Significantly, by the beginning of 2010 data accounted for about 26% of overall mobile revenue, compared to 16% in 2006. Yet fierce competition among MNOs, together with regulated data roaming tariffs, has meant that the tremendous growth in mobile data volume has not translated into higher ARPU and revenue. This is likely to continue during the next few years, while MNOs will secure an increasing proportion of revenue from data services.
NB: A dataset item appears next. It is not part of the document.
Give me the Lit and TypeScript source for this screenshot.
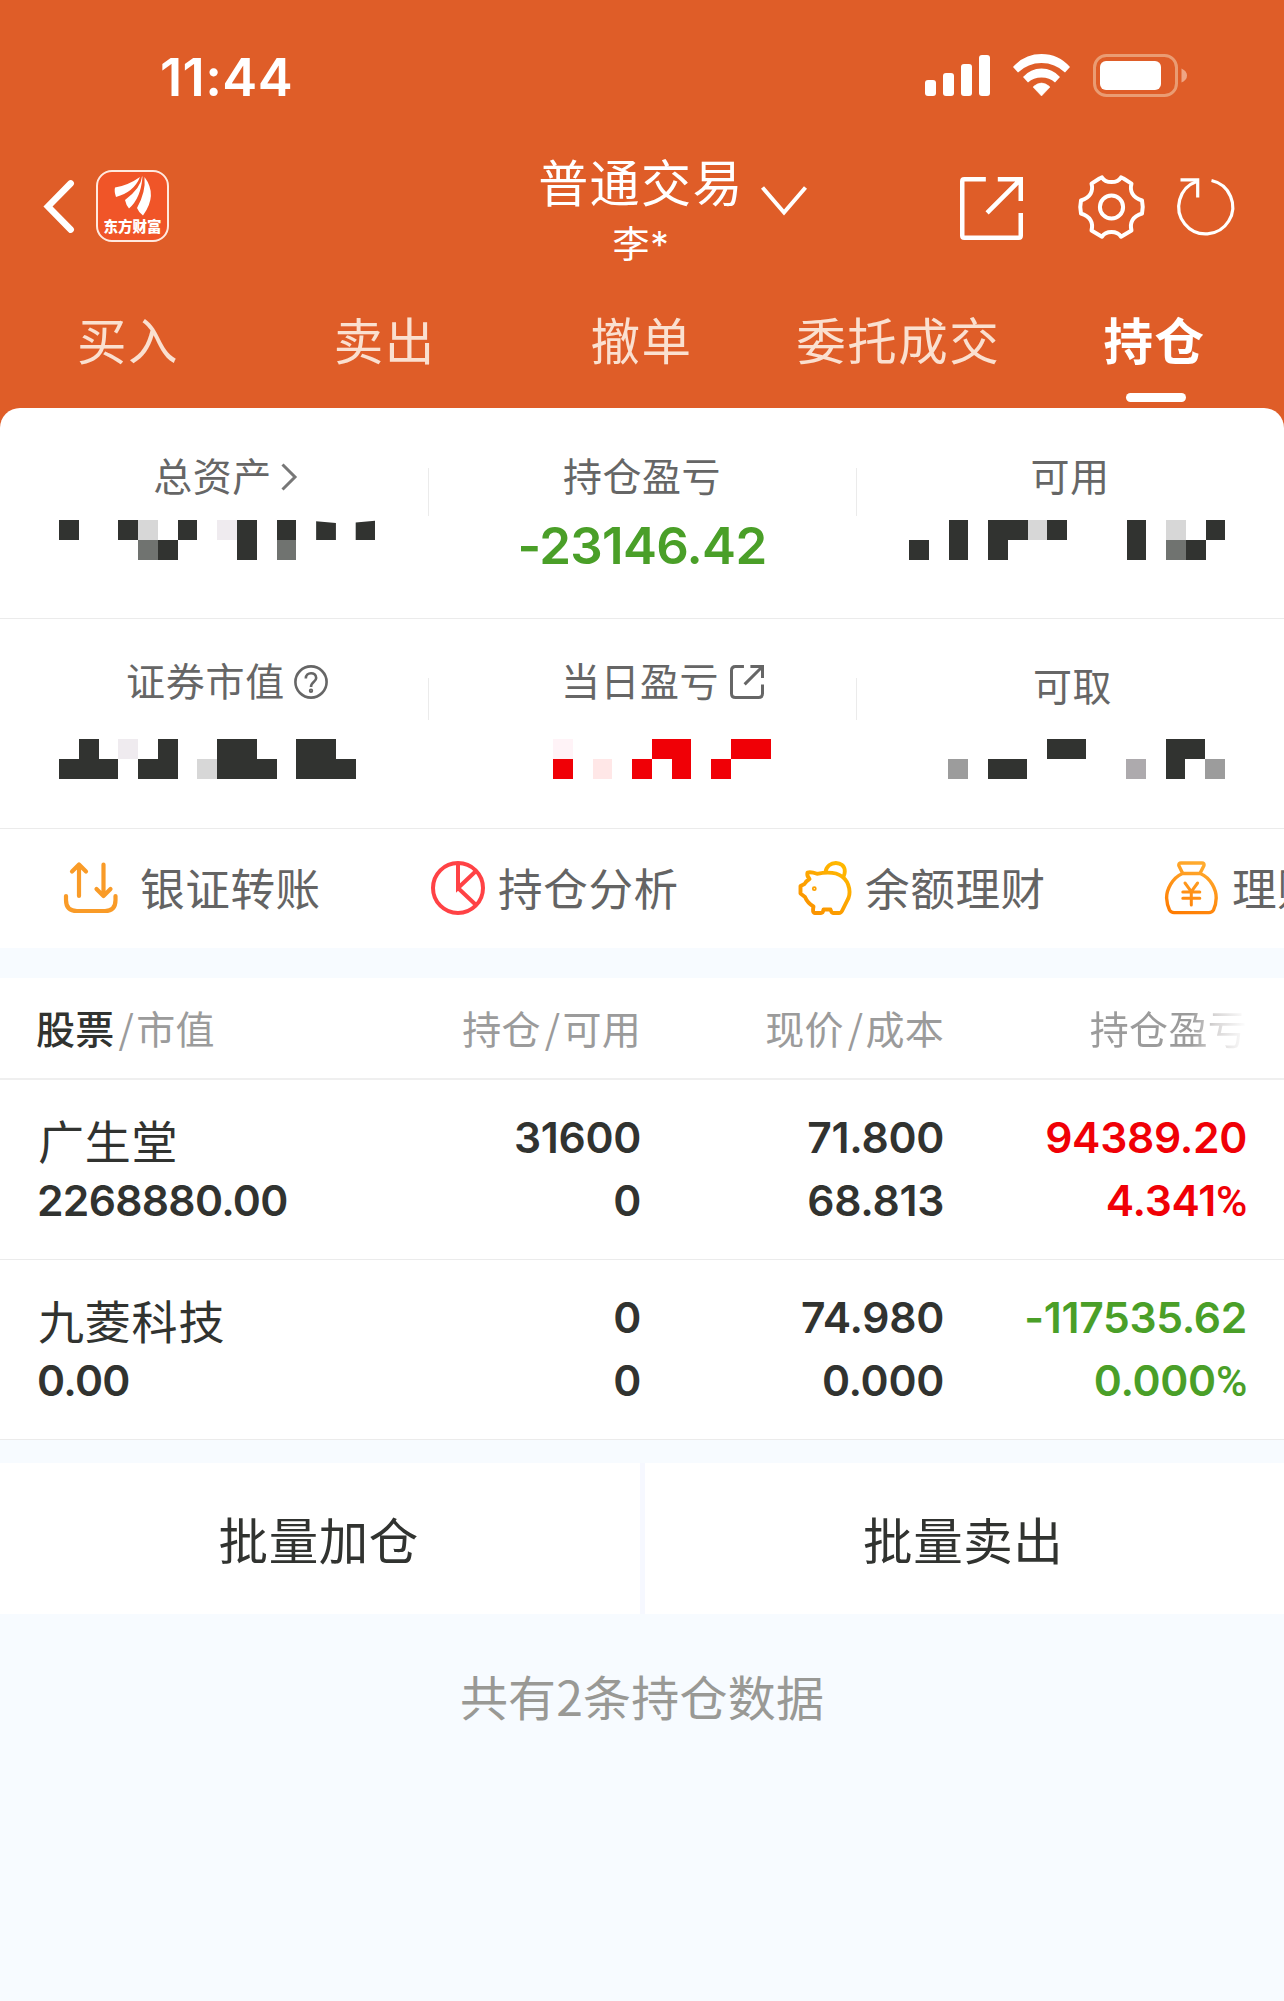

Operator investments in technology upgrades, specifically in HSPA+ and LTE, will help secure revenue streams in coming years by making high-end services accessible to a wider number of mobile users. In early 2010 Sweden and Norway could claim to have the world's only commercial LTE deployments, and by the end of the year several European markets will be exploiting the potential of super-fast data access. In this respect, MNOs will for the first time be able to compete effectively with fixed-line broadband services. In conjunction with improved network capacity, mobile networks by 2015 will have a more profound part to play in the provision of national broadband services as governments and regulators strive to establish broadband as a universal service. For many rural users mobile broadband will be the only effective platform for Internet access, and thus mobile data use will show continued consumer support and growth.
 
Markets highlights: 

Finland
SMS is used by 90% of mobile subscribers, while about 35% use MMS. The high price of other mobile services, including mobile Internet, email, video calls, and mobile TV, has hampered their uptake thus far but recent operator focus on bundled packages which include generous mobile data caps has led to a turnaround: the volume of data transferred over mobile networks quadrupled in 2007 and doubled again in both 2008 and 2009. On average each of the 2.5 million mobile broadband subscribers transfers about 1.5GB of data per month, compared to about 8GB for fixed-line subscribers. This gap is set to close rapidly during the next two years.
 
Germany

The volume of mobile data traffic has grown sharply in line with the fast-growing base of 3G subscribers, which is expected to reach some 27 million by the end of 2010. Key factors of this growth have been the expanded network coverage (reaching 90% of the population by early 2010), and the steadily improving speeds available. In addition, the reduced rates for mobile data services and the introduction of transparent tariff models for data use have played an important part in encouraging data use among subscribers. Competition among MNOs to provide affordable flat-rate tariffs has brought the price per MB down to €0.10 by early 2010, compared to €0.40 in 2007.
 
Sweden

Mobile data use is set to grow rapidly in 2010 and 2011 in response to MNO investments in upgraded networks using HSPA and LTE technologies. Although much of this infrastructure upgrade was undertaken before consumer need was identified, the commercial launch of LTE has been strengthened by the adoption of business models which encourage consumers to make use of services available. These incorporate popular services such as flat-rate music downloads and low-price mobile broadband offers. As a result, the number of subscribers using mobile data services reached 6.5 million by early 2010, representing some 60% of all mobile subscribers. By the end of 2010 the average mobile data user will download about 2.5GB per month, and mobile data revenue may generate some SEK 3.2 billion for the year.